Republican Warns Stephen Miller Will Cost GOP Midterms
Florida state Sen. Ileana Garcia (R), a longtime supporter of former President Trump and co-founder of Latinas for Trump, is publicly criticizing the tone and tactics surrounding the administration’s latest immigration crackdown—warning that internal divisions and inflammatory rhetoric could cost Republicans in the midterms.
“I do think that he will lose the midterms because of Stephen Miller,” Garcia told The New York Times in an interview published Tuesday, referring to Trump’s White House deputy chief of staff and one of the architects of the administration’s hard-line immigration strategy.
Garcia, who has consistently supported strong border enforcement and backed Trump’s efforts to regain control of the southern border, stressed that her concern is not with securing the border itself, but with how the policy is being communicated and executed.

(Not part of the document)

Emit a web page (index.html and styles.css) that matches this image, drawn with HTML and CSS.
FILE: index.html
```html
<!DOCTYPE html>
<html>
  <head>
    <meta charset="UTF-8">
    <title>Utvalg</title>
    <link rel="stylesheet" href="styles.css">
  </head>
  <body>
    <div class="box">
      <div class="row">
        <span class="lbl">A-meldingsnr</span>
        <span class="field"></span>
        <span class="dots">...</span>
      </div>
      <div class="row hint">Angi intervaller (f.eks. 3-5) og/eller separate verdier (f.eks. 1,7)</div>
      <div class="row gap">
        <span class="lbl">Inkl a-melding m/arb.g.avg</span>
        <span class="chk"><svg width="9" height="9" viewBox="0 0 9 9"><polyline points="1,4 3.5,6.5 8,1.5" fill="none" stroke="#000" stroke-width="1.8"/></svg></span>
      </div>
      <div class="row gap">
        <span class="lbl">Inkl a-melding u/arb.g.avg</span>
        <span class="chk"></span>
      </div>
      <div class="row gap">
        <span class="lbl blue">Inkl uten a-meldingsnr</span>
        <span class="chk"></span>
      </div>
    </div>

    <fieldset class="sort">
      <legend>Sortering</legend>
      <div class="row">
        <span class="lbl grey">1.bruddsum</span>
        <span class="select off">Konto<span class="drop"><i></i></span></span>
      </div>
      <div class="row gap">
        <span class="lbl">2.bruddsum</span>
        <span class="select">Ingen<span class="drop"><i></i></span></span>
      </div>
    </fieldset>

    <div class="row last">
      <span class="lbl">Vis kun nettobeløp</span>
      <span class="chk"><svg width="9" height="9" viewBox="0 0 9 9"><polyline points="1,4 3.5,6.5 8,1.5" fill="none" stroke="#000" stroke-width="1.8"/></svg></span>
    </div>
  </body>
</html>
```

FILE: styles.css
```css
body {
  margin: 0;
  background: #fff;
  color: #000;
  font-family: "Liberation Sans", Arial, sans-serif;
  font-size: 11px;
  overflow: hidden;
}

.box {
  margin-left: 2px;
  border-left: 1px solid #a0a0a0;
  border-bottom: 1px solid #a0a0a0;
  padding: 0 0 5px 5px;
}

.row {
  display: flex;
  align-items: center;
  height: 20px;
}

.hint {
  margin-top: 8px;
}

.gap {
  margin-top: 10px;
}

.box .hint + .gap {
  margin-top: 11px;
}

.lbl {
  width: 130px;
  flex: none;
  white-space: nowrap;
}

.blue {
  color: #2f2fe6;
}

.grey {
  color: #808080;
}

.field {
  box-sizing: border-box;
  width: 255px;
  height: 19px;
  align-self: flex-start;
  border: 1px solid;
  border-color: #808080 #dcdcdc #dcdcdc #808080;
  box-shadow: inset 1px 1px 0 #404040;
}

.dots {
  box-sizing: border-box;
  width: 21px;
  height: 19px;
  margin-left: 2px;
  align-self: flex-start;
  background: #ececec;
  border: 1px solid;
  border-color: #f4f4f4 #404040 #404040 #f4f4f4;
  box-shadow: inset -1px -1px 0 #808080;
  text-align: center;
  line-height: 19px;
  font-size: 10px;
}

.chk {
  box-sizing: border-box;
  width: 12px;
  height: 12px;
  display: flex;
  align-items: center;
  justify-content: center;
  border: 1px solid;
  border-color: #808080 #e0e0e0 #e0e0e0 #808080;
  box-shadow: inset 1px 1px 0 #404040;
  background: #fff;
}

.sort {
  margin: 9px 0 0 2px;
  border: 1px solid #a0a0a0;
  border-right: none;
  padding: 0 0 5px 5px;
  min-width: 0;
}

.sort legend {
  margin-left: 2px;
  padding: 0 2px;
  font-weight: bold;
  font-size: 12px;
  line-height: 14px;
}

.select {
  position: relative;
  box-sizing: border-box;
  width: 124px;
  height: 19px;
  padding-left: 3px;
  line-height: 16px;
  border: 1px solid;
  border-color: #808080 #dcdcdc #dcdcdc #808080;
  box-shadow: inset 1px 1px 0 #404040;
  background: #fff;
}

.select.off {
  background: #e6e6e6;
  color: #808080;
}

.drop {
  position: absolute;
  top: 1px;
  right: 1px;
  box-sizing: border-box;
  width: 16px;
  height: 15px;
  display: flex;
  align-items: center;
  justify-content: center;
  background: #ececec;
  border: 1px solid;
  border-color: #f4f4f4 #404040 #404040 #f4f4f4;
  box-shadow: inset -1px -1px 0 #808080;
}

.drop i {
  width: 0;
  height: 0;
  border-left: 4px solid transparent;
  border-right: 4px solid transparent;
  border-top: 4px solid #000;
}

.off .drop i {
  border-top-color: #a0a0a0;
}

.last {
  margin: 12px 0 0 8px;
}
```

She placed particular blame on Miller for what she described as unnecessarily aggressive rhetoric that risks alienating persuadable voters—including Hispanic Republicans who favor border security but reject what they see as dehumanizing language.

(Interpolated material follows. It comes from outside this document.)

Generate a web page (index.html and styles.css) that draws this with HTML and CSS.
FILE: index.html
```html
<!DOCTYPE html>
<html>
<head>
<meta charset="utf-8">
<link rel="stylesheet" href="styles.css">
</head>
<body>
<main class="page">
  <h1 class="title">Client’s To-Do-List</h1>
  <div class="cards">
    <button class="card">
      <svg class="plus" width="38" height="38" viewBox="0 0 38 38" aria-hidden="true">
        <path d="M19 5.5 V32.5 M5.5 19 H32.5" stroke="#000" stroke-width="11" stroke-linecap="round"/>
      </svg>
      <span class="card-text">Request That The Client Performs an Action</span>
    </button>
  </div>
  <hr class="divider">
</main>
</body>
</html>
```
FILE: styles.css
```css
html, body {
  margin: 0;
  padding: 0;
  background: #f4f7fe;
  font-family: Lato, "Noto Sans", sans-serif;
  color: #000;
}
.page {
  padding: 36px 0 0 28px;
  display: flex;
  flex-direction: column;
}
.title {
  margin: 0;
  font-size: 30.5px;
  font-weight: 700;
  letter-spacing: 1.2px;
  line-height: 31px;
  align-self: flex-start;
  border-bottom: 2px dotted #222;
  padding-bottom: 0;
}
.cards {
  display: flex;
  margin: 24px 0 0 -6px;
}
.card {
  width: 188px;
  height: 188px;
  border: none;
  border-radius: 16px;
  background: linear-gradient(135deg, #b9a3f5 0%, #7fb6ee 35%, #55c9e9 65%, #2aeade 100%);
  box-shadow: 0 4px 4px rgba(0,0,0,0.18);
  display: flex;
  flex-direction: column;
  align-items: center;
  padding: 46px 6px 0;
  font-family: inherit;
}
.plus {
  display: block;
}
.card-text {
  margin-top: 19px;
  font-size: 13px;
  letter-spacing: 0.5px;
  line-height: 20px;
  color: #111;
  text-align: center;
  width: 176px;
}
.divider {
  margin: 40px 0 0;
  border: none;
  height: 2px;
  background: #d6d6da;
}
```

The comments follow a volatile weekend in Minneapolis, where federal agents shot and killed 37-year-old Alex Pretti during a protest tied to the administration’s immigration actions. The incident came just weeks after another fatal shooting involving federal authorities in the same city, when ICE officers shot and killed 37-year-old Renee Good earlier this month.
Homeland Security Secretary Kristi Noem said Pretti “attacked” federal law enforcement officers, while Miller went further, describing Pretti as “a would-be assassin” who “tried to murder federal law enforcement.”
White House press secretary Karoline Leavitt later sought to distance President Trump from Miller’s remarks, telling reporters Monday that she had not heard the president “characterize Mr. Pretti in that way” and emphasizing that the incident remains under investigation.
Garcia pushed back sharply on Miller’s framing in a post Monday on X.
“Distorting, politicizing, slandering – justifying what happened to Alex Pretti contradicts the American values the administration campaigned on. He was neither a domestic terrorist nor an assassin,” Garcia wrote.
“Allowing individuals like Stephen Miller, among others, who represent the government and make hard-line decisions, to make such comments will have long-term consequences. … This is not what I voted for!” she added.
Garcia’s criticism carries weight within Republican circles. She helped rally Latina voters for Trump during his 2016 campaign and later served in the Department of Homeland Security during his first term. While she has consistently supported deportations of criminal illegal immigrants and stronger border controls, she has previously warned against what she called “inhumane” tactics used to meet deportation quotas, arguing that they undermine public trust and conservative messaging on law and order.
Her remarks highlight a broader debate within the GOP as Republicans campaign on border security ahead of November’s high-stakes midterms. While voters continue to rank immigration and public safety among their top concerns, some party leaders are increasingly wary that overheated rhetoric—especially following deadly confrontations—could distract from Republicans’ core argument: restoring order at the border, enforcing the law, and keeping communities safe.
As fallout from the Minnesota shootings continues, political observers warn that how Republicans handle immigration enforcement—and how they talk about it—may prove just as important as the policies themselves in determining control of Congress this fall.